1. Resolution of the "Wishful Thinking": The paper clarifies that while exact term-by-term equality ($d_\pi^2 = |C_g|$) rarely holds, a statistical equivalence exists. For reductive groups, the data is "flat" (concentrated), while for symmetric groups, the data is "spread out" but follows the same distributional laws for both dimensions and class sizes.
2. New Definitions: The introduction of asymptotically constant and asymptotically log constant provides a rigorous framework for comparing representation-theoretic data across different group families.
3. Symmetric Group Insights: The result that the angle between dimension vectors and the constant vector approaches $\pi/2$ for $S_n$ is a profound statement about the structure of symmetric groups. It implies that the "typical" representation dimension is not representative of the whole set; the distribution is heavy-tailed.

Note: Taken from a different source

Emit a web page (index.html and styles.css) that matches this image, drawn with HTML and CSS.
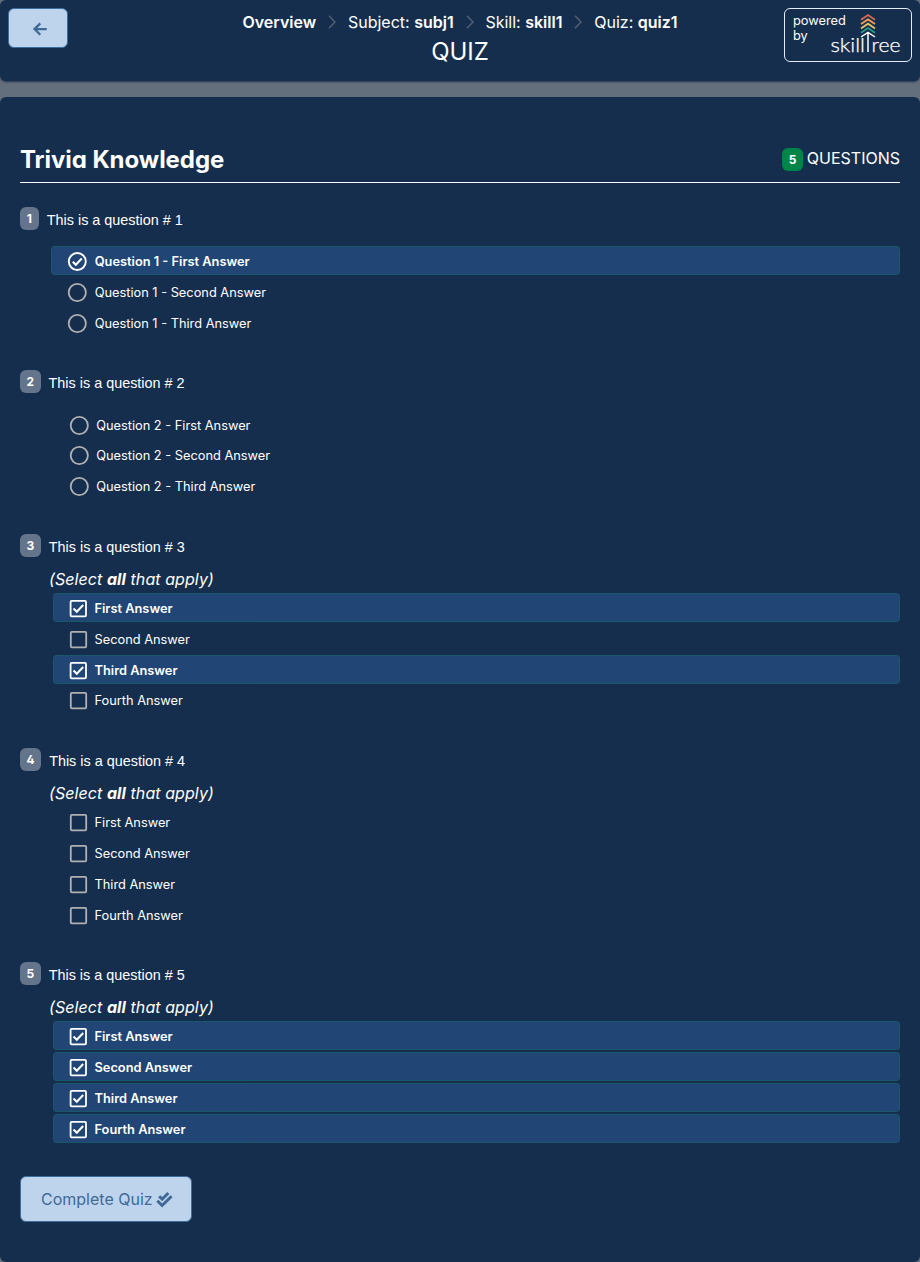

4. Connection to Number Theory: The use of moments (sums of $d_\lambda^k$) and generating functions bridges representation theory with analytic number theory (Hardy-Ramanujan, Stirling's formula), offering new tools for analyzing group representations.

Conclusion

The paper demonstrates that for large finite groups, the dimension data and conjugacy class size data are statistically "roughly" the same (up to squaring), but the nature of this similarity depends heavily on the group type. For reductive groups over large fields, the data is concentrated (constant). For symmetric groups and reductive groups with large rank, the data is dispersed (log constant), yet the dispersion patterns for dimensions and class sizes are identical, suggesting a deep, underlying duality in the structure of finite groups.